Republicans who oppose the effort say it runs counter to the intent of the framers of the US Constitution who sought to create a unique federal district not influenced by any state.

"Washington DC was set apart as a seat of government, not as a part of the federation of states that the constitution grants us," Republican Jody Hice said on the House floor.

In an example of unwelcome federal intervention, President Donald Trump sent federal forces to clear out protesters near the White House earlier this month without coordinating with Washington Mayor Muriel Bowser.

Maryland and Virginia ceded land in the 1780s for the creation of a federal capital along the Potomac River. Washington, District of Columbia, became the permanent US capital in 1790.

The district returned the land south of the Potomac to Virginia in 1846.
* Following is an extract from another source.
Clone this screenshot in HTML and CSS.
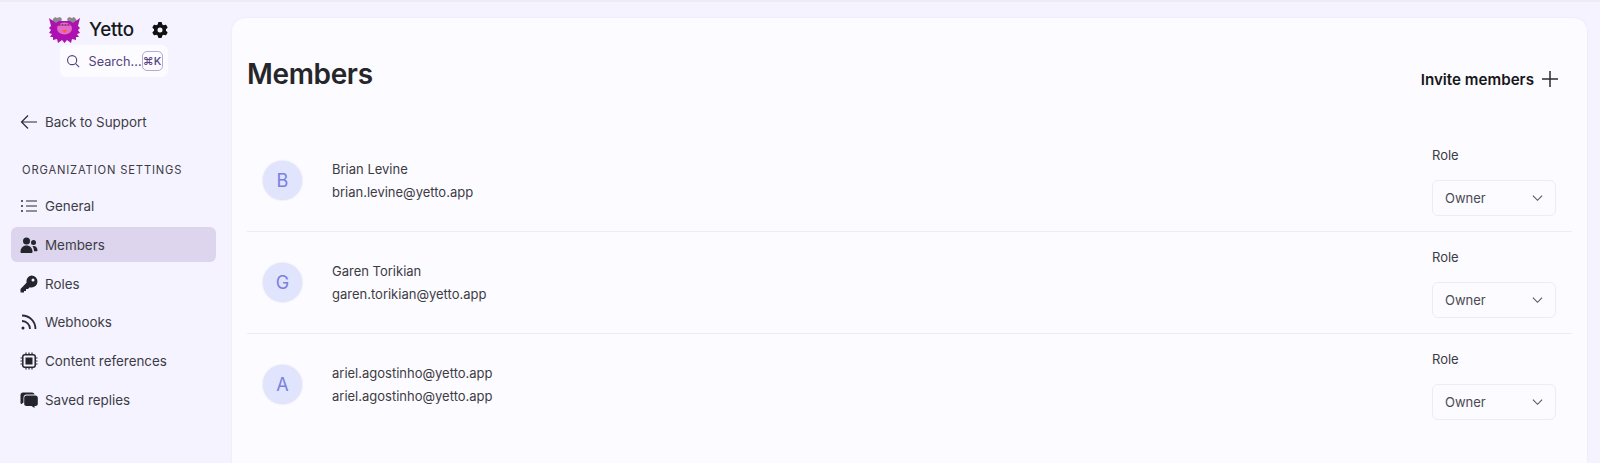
FILE: index.html
```html
<!DOCTYPE html>
<html lang="en">
<head>
<meta charset="utf-8">
<title>Members</title>
<link rel="stylesheet" href="styles.css">
</head>
<body>
<div class="app">
  <aside class="sidebar">
    <div class="brand">
      <svg class="logo" viewBox="0 0 31 28" aria-hidden="true">
        <path d="M3 6l1-3 2-2 2 1 3-1 2 2-1 3-3 2zM28 6l-1-3-2-2-2 1-3-1-2 2 1 3 3 2z" fill="#8d8790"/>
        <path d="M0 2L7 7 10 5H21L24 7 31 2 29 10 31 12 29 14 31 17 28 18 30 21 27 21 27 24 23 23 22 27 18 24 15.500 27 13 24 9 27 8 23 4 24 4 21 1 21 3 18 0 17 2 14 0 12 2 10Z" fill="#ab12b0"/>
        <ellipse cx="15.500" cy="12.500" rx="7.500" ry="6" fill="#e56ac8"/>
        <path d="M9.500 9h12" stroke="#3d0a3d" stroke-width="1.200" stroke-dasharray="2 1"/>
        <path d="M13 14h5l-2.500 3z" fill="#f0622a"/>
      </svg>
      <span class="brand-name">Yetto</span>
      <svg class="gear" viewBox="0 0 512 512" aria-hidden="true">
        <path fill="#111" fill-rule="evenodd" d="M495.900 166.600c3.200 8.700.5 18.400-6.400 24.600l-43.300 39.400c1.100 8.300 1.700 16.800 1.700 25.400s-.6 17.100-1.700 25.400l43.300 39.400c6.900 6.200 9.600 15.900 6.400 24.600-4.400 11.900-9.700 23.300-15.800 34.300l-4.700 8.100c-6.600 11-14 21.400-22.100 31.200-5.900 7.200-15.700 9.600-24.500 6.800l-55.700-17.700c-13.400 10.300-28.200 18.900-44 25.400l-12.500 57.100c-2 9.100-9 16.300-18.200 17.800-13.800 2.300-28 3.500-42.500 3.500s-28.700-1.200-42.500-3.500c-9.200-1.500-16.200-8.700-18.200-17.800l-12.500-57.100c-15.800-6.500-30.600-15.100-44-25.400l-55.600 17.800c-8.800 2.800-18.600.3-24.500-6.800-8.100-9.800-15.500-20.200-22.100-31.200l-4.700-8.100c-6.100-11-11.400-22.400-15.800-34.300-3.200-8.700-.5-18.400 6.400-24.600l43.300-39.400c-1.100-8.400-1.700-16.900-1.700-25.500s.6-17.100 1.700-25.400l-43.300-39.400c-6.900-6.200-9.600-15.900-6.400-24.600 4.400-11.900 9.700-23.300 15.800-34.300l4.700-8.100c6.600-11 14-21.400 22.100-31.200 5.900-7.200 15.700-9.600 24.500-6.800l55.700 17.700c13.400-10.300 28.200-18.900 44-25.400l12.500-57.100c2-9.100 9-16.300 18.200-17.800C227.300 1.200 241.500 0 256 0s28.700 1.200 42.500 3.500c9.200 1.500 16.200 8.700 18.200 17.800l12.500 57.100c15.800 6.500 30.600 15.100 44 25.400l55.700-17.700c8.800-2.800 18.600-.3 24.500 6.800 8.100 9.800 15.500 20.200 22.100 31.200l4.700 8.100c6.100 11 11.400 22.400 15.800 34.300zM256 336a80 80 0 1 0 0-160 80 80 0 1 0 0 160z"/>
      </svg>
    </div>
    <div class="search">
      <svg class="search-icon" viewBox="0 0 16 16" aria-hidden="true"><circle cx="7" cy="7" r="5.200"/><path d="M11 11l4 4"/></svg>
      <span class="search-text">Search...</span>
      <kbd class="kbd">⌘K</kbd>
    </div>
    <a class="back nav-item">
      <svg class="nav-icon" viewBox="0 0 18 18" aria-hidden="true"><path class="stroke" d="M1.500 9h15.500M8 2.500L1.500 9 8 15.500"/></svg>
      <span>Back to Support</span>
    </a>
    <div class="section-title">ORGANIZATION SETTINGS</div>
    <nav class="nav">
      <a class="nav-item">
        <svg class="nav-icon" viewBox="0 0 18 18" aria-hidden="true"><path class="stroke" d="M6 4h11M6 9h11M6 14h11"/><path d="M1 3.200h2v1.600H1zM1 8.200h2v1.600H1zM1 13.200h2v1.600H1z" fill="#2b2b33"/></svg>
        <span>General</span>
      </a>
      <a class="nav-item active">
        <svg class="nav-icon" viewBox="0 0 18 18" aria-hidden="true"><g fill="#24242c"><circle cx="6.500" cy="5" r="3.500"/><path d="M0.500 16c0-4 2.500-6.500 6-6.500s6 2.500 6 6.500c0 .6-.4 1-1 1h-10c-.6 0-1-.4-1-1z"/><circle cx="13.500" cy="6.500" r="2.500"/><path d="M13.500 10c2.500 0 4 2 4 4.500 0 .5-.3.800-.8.800h-2.700c0-2-.5-3.800-1.700-5.200z"/></g></svg>
        <span>Members</span>
      </a>
      <a class="nav-item">
        <svg class="nav-icon" viewBox="0 0 18 18" aria-hidden="true"><path fill="#24242c" fill-rule="evenodd" d="M11.500.500a6 6 0 0 1 0 12c-.6 0-1.200-.1-1.800-.3L8 14H6v2H4v1.500H1a.5.500 0 0 1-.5-.5v-3l6-6.300A6 6 0 0 1 11.500.500zm1.500 3a1.500 1.500 0 1 0 0 3 1.500 1.500 0 0 0 0-3z"/></svg>
        <span>Roles</span>
      </a>
      <a class="nav-item">
        <svg class="nav-icon" viewBox="0 0 18 18" aria-hidden="true"><path class="stroke thick" d="M2 2.500c7.500 0 13.500 6 13.500 13.500M2 8c4.500 0 8 3.500 8 8"/><circle cx="3" cy="15" r="1.500" fill="#24242c"/></svg>
        <span>Webhooks</span>
      </a>
      <a class="nav-item">
        <svg class="nav-icon" viewBox="0 0 18 18" aria-hidden="true"><rect x="2.800" y="2.800" width="12.400" height="12.400" rx="2" fill="none" stroke="#24242c" stroke-width="1.500"/><rect x="5.500" y="5.500" width="7" height="7" fill="#24242c"/><path class="stroke" d="M6 .5v2M9 .5v2M12 .5v2M6 15.500v2M9 15.500v2M12 15.500v2M.5 6h2M.5 9h2M.5 12h2M15.500 6h2M15.500 9h2M15.500 12h2"/></svg>
        <span>Content references</span>
      </a>
      <a class="nav-item">
        <svg class="nav-icon" viewBox="0 0 18 18" aria-hidden="true"><path fill="#24242c" d="M3 1.500h9c1.500 0 2.500 1 2.500 2H6.500C4.500 3.500 3.500 5 3.500 6.500v5L1.500 13c-.5 0-1-.5-1-1V4C.5 2.500 1.500 1.500 3 1.500z"/><path fill="#24242c" d="M6.500 4.500h9c1.300 0 2.300 1 2.300 2.300v5.900c0 1.300-1 2.300-2.300 2.300h-1v2l-3-2h-5c-1.300 0-2.300-1-2.300-2.300V6.800c0-1.300 1-2.300 2.300-2.300z"/></svg>
        <span>Saved replies</span>
      </a>
    </nav>
  </aside>
  <main class="card">
    <header class="card-head">
      <h1 class="title">Members</h1>
      <a class="invite">
        <span>Invite members</span>
        <svg class="plus" viewBox="0 0 16 16" aria-hidden="true"><path d="M8 0v16M0 8h16"/></svg>
      </a>
    </header>
    <ul class="members">
      <li class="member">
        <div class="avatar">B</div>
        <div class="who"><div>Brian Levine</div><div>brian.levine@yetto.app</div></div>
        <div class="role">
          <label class="role-label">Role</label>
          <div class="select"><span>Owner</span><svg class="chev" viewBox="0 0 12 8" aria-hidden="true"><path d="M1 1.500l5 5 5-5"/></svg></div>
        </div>
      </li>
      <li class="member">
        <div class="avatar">G</div>
        <div class="who"><div>Garen Torikian</div><div>garen.torikian@yetto.app</div></div>
        <div class="role">
          <label class="role-label">Role</label>
          <div class="select"><span>Owner</span><svg class="chev" viewBox="0 0 12 8" aria-hidden="true"><path d="M1 1.500l5 5 5-5"/></svg></div>
        </div>
      </li>
      <li class="member">
        <div class="avatar">A</div>
        <div class="who"><div>ariel.agostinho@yetto.app</div><div>ariel.agostinho@yetto.app</div></div>
        <div class="role">
          <label class="role-label">Role</label>
          <div class="select"><span>Owner</span><svg class="chev" viewBox="0 0 12 8" aria-hidden="true"><path d="M1 1.500l5 5 5-5"/></svg></div>
        </div>
      </li>
    </ul>
  </main>
</div>
</body>
</html>
```
FILE: styles.css
```css
* { box-sizing: border-box; }
html, body { margin: 0; height: 100%; overflow: hidden; }
body {
  background: #f5f3ff;
  font-family: Inter, "Noto Sans", sans-serif;
  color: #3c3c44;
  border-top: 2px solid #eeecf2;
}
.app { display: flex; height: 461px; }
.sidebar { width: 232px; flex: none; padding: 12px 16px 0 11px; }
.brand { display: flex; align-items: center; height: 31px; padding-left: 38px; }
.logo { width: 31px; height: 28px; flex: none; }
.brand-name { margin-left: 9px; font-size: 18.800px; font-weight: 500; color: #18181c; letter-spacing: -.2px; }
.gear { width: 16px; height: 16px; margin-left: 18px; flex: none; }
.search {
  display: flex; align-items: center; width: 108px; height: 32px; margin: 0 0 0 49px;
  background: #fcfbff; border-radius: 6px; padding-left: 6px;
  color: #54427e; font-size: 12.700px;
}
.search-icon { width: 14px; height: 14px; fill: none; stroke: #54427e; stroke-width: 1.300; flex: none; }
.search-text { margin-left: 8.500px; white-space: nowrap; }
.kbd {
  display: flex; align-items: center; justify-content: center; width: 21px; height: 20px; flex: none;
  margin-left: 0; border: 1px solid #b7a8d4; border-radius: 5px; background: #fcfbff;
  font: 500 11px Inter, sans-serif; color: #54427e;
}
.nav-item {
  display: flex; align-items: center; gap: 7.500px; height: 35px; padding-left: 8.500px; border-radius: 6px;
  font-size: 13.400px; color: #3c3c44;
}
.nav-icon { width: 18px; height: 18px; flex: none; }
.stroke { fill: none; stroke: #2b2b33; stroke-width: 1.200; }
.stroke.thick { stroke-width: 1.800; }
.back { margin-top: 27px; }
.section-title { margin: 24px 0 0 11px; font-size: 11.200px; letter-spacing: .85px; line-height: 14px; color: #3c3c44; }
.nav { display: flex; flex-direction: column; gap: 3.800px; margin-top: 11.500px; }
.active { background: #ddd5ee; }
.card {
  flex: 1; margin: 16px 13px 0 0; padding: 0 15px; background: #fcfbff;
  border-radius: 14px 14px 0 0; box-shadow: 0 0 3px rgba(120, 100, 180, .08);
}
.card-head { display: flex; align-items: center; justify-content: space-between; height: 112px; padding-top: 0; }
.title { margin: 0; font-size: 28px; font-weight: 600; color: #26262a; letter-spacing: -.35px; }
.invite { display: flex; align-items: center; gap: 8px; padding: 10px 14px 0 0; font-size: 15.200px; font-weight: 600; color: #17171b; }
.plus { width: 16px; height: 16px; stroke: #2b2b33; stroke-width: 1.500; fill: none; }
.members { list-style: none; margin: 0; padding: 0; }
.member { display: flex; align-items: center; height: 102px; padding: 0 15px 0 16px; border-bottom: 1px solid #eeecf2; }
.member:last-child { border-bottom-color: transparent; }
.avatar {
  display: flex; align-items: center; justify-content: center; width: 39px; height: 39px; border-radius: 50%; flex: none;
  background: #e1e4fd; color: #7a80e0; font-size: 18px; box-shadow: 0 0 2px rgba(100, 100, 160, .25);
}
.who { flex: 1; margin-left: 30px; font-size: 13px; line-height: 23px; color: #3c3c44; }
.role { width: 125px; flex: none; padding-top: 2px; }
.role-label { display: block; font-size: 13px; line-height: 16px; margin-bottom: 17px; color: #3c3c44; }
.select {
  display: flex; align-items: center; justify-content: space-between; width: 124px; height: 36px; padding: 0 12px;
  border: 1px solid #eeecf2; border-radius: 6px; background: #fcfbff; font-size: 13px; color: #4a4a52;
}
.chev { width: 11px; height: 8px; fill: none; stroke: #55555f; stroke-width: 1.200; }
```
But unlike other American citizens, Washington residents have never had voting representatives in Congress, leading the city to print the famous, colonial-era battle cry, "Taxation without representation," on its vehicle license plates.

The new state would be known as Washington, Douglass Commonwealth, taking the names of the nation's first president George Washington and prominent black abolitionist Frederick Douglass.

House Republican Mo Brooks likened the statehood effort to a power grab by Democrats seeking "two more guaranteed left-wing senators."

He and other Republicans float the concept known as "retrocession," in which Washington would return its residential land to Maryland, which would allow city residents to vote for senators and have a voice in Congress.

A small federal district encompassing government buildings, Congress, monuments and the White House would remain.

The push for Washington statehood is highly unlikely to succeed for now. Trump has expressed opposition, and the Republicans who control the Senate have said they have no intention to bring it to a vote in the 100-member chamber.

The last time states joined the union was 1959, when Alaska was admitted as the 49th state on January 3 and Hawaii became the 50th state seven months later.